From my front line perspective, the reactions from our community and the "despise" this writer and others speak of are the natural consequences resulting from two decades of using the wrong battle plan. The plan San Diego uses is largely one based on a “containment" plan, whereas the impacts of homelessness are essentially controlled and contained. Homelessness is a solvable condition, yet we continue to treat it as a disease by managing the symptoms of homelessness instead of treating the underlying causes.
There is talk of a reform effort in San Diego...but there can be no real reform until we know what went wrong and why it went wrong.

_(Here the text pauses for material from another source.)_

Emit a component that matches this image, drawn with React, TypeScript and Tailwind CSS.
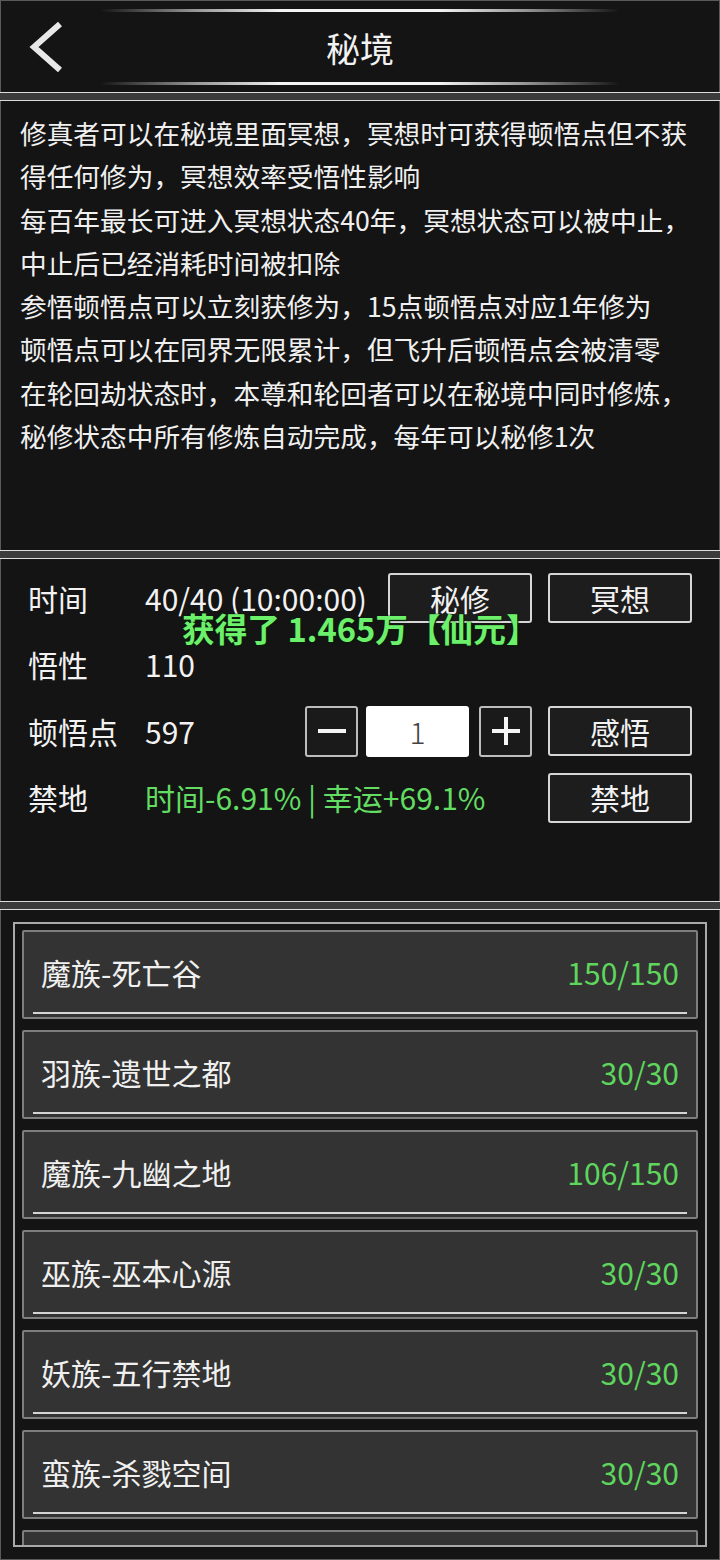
import React from "react";

const intro = [
  "修真者可以在秘境里面冥想，冥想时可获得顿悟点但不获",
  "得任何修为，冥想效率受悟性影响",
  "每百年最长可进入冥想状态40年，冥想状态可以被中止，",
  "中止后已经消耗时间被扣除",
  "参悟顿悟点可以立刻获修为，15点顿悟点对应1年修为",
  "顿悟点可以在同界无限累计，但飞升后顿悟点会被清零",
  "在轮回劫状态时，本尊和轮回者可以在秘境中同时修炼，",
  "秘修状态中所有修炼自动完成，每年可以秘修1次",
];

const realms = [
  { name: "魔族-死亡谷", cur: 150, max: 150 },
  { name: "羽族-遗世之都", cur: 30, max: 30 },
  { name: "魔族-九幽之地", cur: 106, max: 150 },
  { name: "巫族-巫本心源", cur: 30, max: 30 },
  { name: "妖族-五行禁地", cur: 30, max: 30 },
  { name: "蛮族-杀戮空间", cur: 30, max: 30 },
  { name: "灵族-幻灵之境", cur: 30, max: 30 },
];

const font = "font-['Noto_Sans_CJK_SC','Noto_Sans',sans-serif]";

const Divider = () => (
  <div className="h-[9px] shrink-0 border-y border-[#dcdcdc] bg-[#3b3b3b]" />
);

const GlowLine = () => (
  <div className="mx-auto h-[3px] w-[520px] bg-[linear-gradient(90deg,rgba(255,255,255,0),rgba(255,255,255,0.55)_18%,#f4f4f4_35%,#f4f4f4_65%,rgba(255,255,255,0.55)_82%,rgba(255,255,255,0))] blur-[0.4px]" />
);

const ActionButton = ({ label }: { label: string }) => (
  <button className="flex h-[50px] w-[144px] shrink-0 items-center justify-center rounded-[3px] border-2 border-[#d6d6d6] bg-[#1d1d1d] text-[30px] text-[#f2f2f2]">
    {label}
  </button>
);

const StepButton = ({ kind }: { kind: "minus" | "plus" }) => (
  <button className="flex h-[51px] w-[53px] shrink-0 items-center justify-center rounded-[3px] border-2 border-[#bdbdbd] bg-[#1a1a1a]">
    <svg width="30" height="30" viewBox="0 0 30 30">
      <rect x="1" y="13" width="28" height="4" fill="#f5f5f5" />
      {kind === "plus" && <rect x="13" y="1" width="4" height="28" fill="#f5f5f5" />}
    </svg>
  </button>
);

const Row = ({ label, children }: { label: string; children: React.ReactNode }) => (
  <div className="flex h-[50px] items-center">
    <div className="w-[117px] shrink-0 text-[30px] text-[#f2f2f2]">{label}</div>
    {children}
  </div>
);

const RealmCard = ({ name, cur, max }: { name: string; cur: number; max: number }) => (
  <div className="flex h-[89px] shrink-0 flex-col rounded-[2px] border-2 border-[#7e7e7e] bg-[#333333]">
    <div className="flex flex-1 items-center justify-between px-[17px]">
      <span className="text-[30px] text-[#f0f0f0]">{name}</span>
      <span className="text-[30px] text-[#5ed65e]">
        {cur}/{max}
      </span>
    </div>
    <div className="mx-[9px] mb-[3px] h-[2px] bg-[#d4d4d4]" />
  </div>
);

export default function App() {
  return (
    <div className={`flex h-[1560px] w-[720px] flex-col overflow-hidden bg-[#141414] ${font}`}>
      {/* title bar */}
      <header className="flex h-[92px] shrink-0 flex-col border-x border-t border-[#5a5a5a] pt-[8px] pb-[7px]">
        <GlowLine />
        <div className="relative flex flex-1 items-center justify-center">
          <svg
            className="absolute left-[27px] top-1/2 -translate-y-1/2"
            width="36"
            height="50"
            viewBox="0 0 36 50"
          >
            <path d="M32 2 L6 25 L32 48" fill="none" stroke="#e8e8e8" strokeWidth="6" strokeLinejoin="miter" />
          </svg>
          <span className="text-[34px] text-[#f2f2f2]">秘境</span>
        </div>
        <GlowLine />
      </header>

      <Divider />

      {/* description */}
      <section className="h-[449px] shrink-0 border-x border-[#5a5a5a] pl-[19px] pt-[10px] text-[26.7px] leading-[43.3px] text-[#f0f0f0]">
        {intro.map((line) => (
          <div key={line} className="whitespace-nowrap">
            {line}
          </div>
        ))}
      </section>

      <Divider />

      {/* stats */}
      <section className="relative flex h-[342px] shrink-0 flex-col gap-[16.5px] border-x border-[#5a5a5a] pl-[27px] pr-[27px] pt-[14px]">
        <Row label="时间">
          <span className="flex-1 text-[30px] text-[#f2f2f2]">40/40 (10:00:00)</span>
          <div className="flex gap-[16px]">
            <ActionButton label="秘修" />
            <ActionButton label="冥想" />
          </div>
        </Row>
        <Row label="悟性">
          <span className="text-[30px] text-[#f2f2f2]">110</span>
        </Row>
        <Row label="顿悟点">
          <span className="flex-1 text-[30px] text-[#f2f2f2]">597</span>
          <div className="flex items-center">
            <StepButton kind="minus" />
            <div className="ml-[8px] flex h-[51px] w-[103px] items-center justify-center rounded-[3px] bg-white text-[30px] font-light text-[#444]">
              1
            </div>
            <div className="ml-[10px]">
              <StepButton kind="plus" />
            </div>
            <div className="ml-[16px]">
              <ActionButton label="感悟" />
            </div>
          </div>
        </Row>
        <Row label="禁地">
          <span className="flex-1 text-[30px] text-[#62dc62]">时间-6.91% | 幸运+69.1%</span>
          <ActionButton label="禁地" />
        </Row>

        <div className="pointer-events-none absolute left-[181px] top-[50px] whitespace-nowrap text-[32.7px] font-bold leading-[38px] text-[#6cf06c] [text-shadow:0_0_2px_#0a200a,1px_1px_1px_#0a200a]">
          获得了 1.465万【仙元】
        </div>
      </section>

      <Divider />

      {/* realm list */}
      <section className="flex min-h-0 flex-1 flex-col border-x border-b border-[#5a5a5a] p-[12px]">
        <div className="flex min-h-0 flex-1 flex-col gap-[11px] overflow-hidden border-2 border-[#a9a9a9] px-[7px] pt-[6px]">
          {realms.map((r) => (
            <RealmCard key={r.name} {...r} />
          ))}
        </div>
      </section>
    </div>
  );
}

Reform means that we do not push the rug over the big crack in the foundation thinking we'll just modify practices around failed policies and build new walls around the crack. Reform means not getting on the same ship, setting a new "course" while we have the crews bailing water on the decks below. Reform means abandoning the failed battle plan totally and redesigning using the best social purpose entrepreneurial thinking this community has to offer. Or we can just keep using the same old "political" excuses, the same old general’s controlling the same old containment battle plan. That is how we got here and that is how we will stay locked into mediocrity as many more human beings suffer and die on our streets. Like in any battle, when it comes to the battle to defeat homelessness, using the wrong battle plan only increases the impacts of homelessness on human beings and on our community. Please look at the negative impacts! That is all the evidence you need. It’s worse now than ever before.
We must abandon this old failed battle plan, redesign around a new battle plan. And reimagine San Diego with no homeless on our streets.
It's not the business community’s job, the church's job, or the government’s job to solve homelessness. This is a social problem that deserves the involvement of every sector, both private and public, engaged in a winnable battle plan. Stop messing around. It’s time we deploy our community capital and resources in a way that will defeat homelessness.
December 3, 2009
Today, the North County Times Newspaper published a shorter version of Tuesday's blog post about solving homelessness. You can access it online here.
As an indication to how little we talk about solving homelessness, GOOGLE lists this in their Top 10 hits nationwide when searching "solving homelessness". My purpose for this editorial is an attempt to elevate the conversation around solving (versus managing the symptoms of) homelessness.